Diesel Cycle Calculator
Compute the theoretical thermal efficiency of a Diesel engine cycle from its compression ratio and cut-off ratio. Use this to compare engine designs or understand how operating parameters limit maximum efficiency.
About this calculator
The Diesel cycle models the ideal thermodynamic operation of a compression-ignition engine. Air is compressed isentropically (process 1→2), fuel burns at constant pressure (2→3), the gas expands isentropically (3→4), and heat is rejected at constant volume (4→1). The thermal efficiency is: η = [1 − (1/r_c^(γ−1)) × (r_co^γ − 1)/(γ × (r_co − 1))] × 100%, where r_c is the compression ratio, r_co is the cut-off ratio (V₃/V₂, the ratio of volume after to before combustion), and γ = 1.4 for air. Higher compression ratios always improve efficiency, while a larger cut-off ratio (more fuel burned) reduces efficiency relative to the Otto cycle. Real diesel engines achieve compression ratios of 14–22 and cut-off ratios of 1.5–4, yielding indicated thermal efficiencies of 40–55%.
How to use
Suppose a diesel engine has a compression ratio r_c = 18 and a cut-off ratio r_co = 2. Step 1 — Compute r_c^(γ−1): 18^0.4 ≈ 3.107. Step 2 — Compute r_co^γ: 2^1.4 ≈ 2.639. Step 3 — Evaluate the cut-off bracket: (2.639 − 1)/(1.4 × (2 − 1)) = 1.639/1.4 = 1.171. Step 4 — Apply formula: η = [1 − (1/3.107) × 1.171] × 100 = [1 − 0.3219 × 1.171] × 100 = [1 − 0.3769] × 100 ≈ 62.3%. This is the ideal cycle efficiency; real engine brake thermal efficiency will be lower due to friction and heat losses.
Frequently asked questions
Why is the Diesel cycle more efficient than the Otto cycle at the same compression ratio?
At the same compression ratio, the Otto cycle (spark-ignition, constant-volume heat addition) actually has higher theoretical efficiency than the Diesel cycle, because the Diesel cycle adds heat at constant pressure over a finite volume expansion, lowering the average temperature at which heat is added. However, diesel engines operate at much higher compression ratios (14–22) than gasoline engines (8–12) because there is no fuel-air mixture present during compression to auto-ignite prematurely. This higher compression ratio more than compensates, giving diesel engines a real-world efficiency advantage over comparable gasoline engines.

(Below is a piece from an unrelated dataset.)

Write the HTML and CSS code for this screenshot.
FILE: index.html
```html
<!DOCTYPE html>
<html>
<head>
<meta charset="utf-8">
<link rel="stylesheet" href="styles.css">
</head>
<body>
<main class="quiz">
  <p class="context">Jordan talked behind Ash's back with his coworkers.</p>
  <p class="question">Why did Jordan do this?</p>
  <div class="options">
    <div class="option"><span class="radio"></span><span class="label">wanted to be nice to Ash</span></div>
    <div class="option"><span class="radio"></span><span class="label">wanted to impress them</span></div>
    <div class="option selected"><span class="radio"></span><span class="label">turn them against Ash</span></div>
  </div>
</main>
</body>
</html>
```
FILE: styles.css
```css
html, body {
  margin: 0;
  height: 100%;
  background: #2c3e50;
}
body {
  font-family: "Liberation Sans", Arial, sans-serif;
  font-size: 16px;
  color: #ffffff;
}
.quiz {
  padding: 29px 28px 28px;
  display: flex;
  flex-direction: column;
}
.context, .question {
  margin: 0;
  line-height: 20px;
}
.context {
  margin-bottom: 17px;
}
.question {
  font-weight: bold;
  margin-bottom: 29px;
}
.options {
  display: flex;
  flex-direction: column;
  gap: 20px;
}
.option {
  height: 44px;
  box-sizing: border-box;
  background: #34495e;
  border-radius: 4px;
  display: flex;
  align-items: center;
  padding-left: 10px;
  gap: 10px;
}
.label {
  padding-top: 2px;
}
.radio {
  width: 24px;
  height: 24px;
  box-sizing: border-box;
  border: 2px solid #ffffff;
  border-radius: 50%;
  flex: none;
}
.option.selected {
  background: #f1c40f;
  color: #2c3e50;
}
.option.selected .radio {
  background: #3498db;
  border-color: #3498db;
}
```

What does the cut-off ratio represent in a Diesel cycle?
The cut-off ratio r_co = V₃/V₂ is the ratio of the cylinder volume at the end of combustion (constant-pressure heat addition) to the volume at the start of combustion (top dead center). It is directly related to how much fuel is injected: a larger cut-off ratio means more fuel burned per cycle and greater power output, but it also lowers thermal efficiency. Engineers select the cut-off ratio to balance power demand against efficiency targets. At light load (small fuel injection), the cut-off ratio approaches 1, and Diesel cycle efficiency approaches that of the Otto cycle for the same compression ratio.
How does compression ratio affect Diesel cycle efficiency in practice?
Increasing compression ratio raises the temperature and pressure at the end of compression, allowing more complete combustion and a larger thermodynamic temperature ratio between the hot and cold reservoirs, which directly improves Carnot-like efficiency. In the Diesel efficiency formula, r_c appears as r_c^(γ−1) in the denominator of the loss term — a larger r_c shrinks this term and pushes efficiency toward 100% theoretically. Practical limits include mechanical stress on pistons and bearings, increased NOₓ emissions due to higher peak temperatures, and the need for stronger (heavier) engine structures. Modern truck diesel engines balance these factors at compression ratios around 16–18.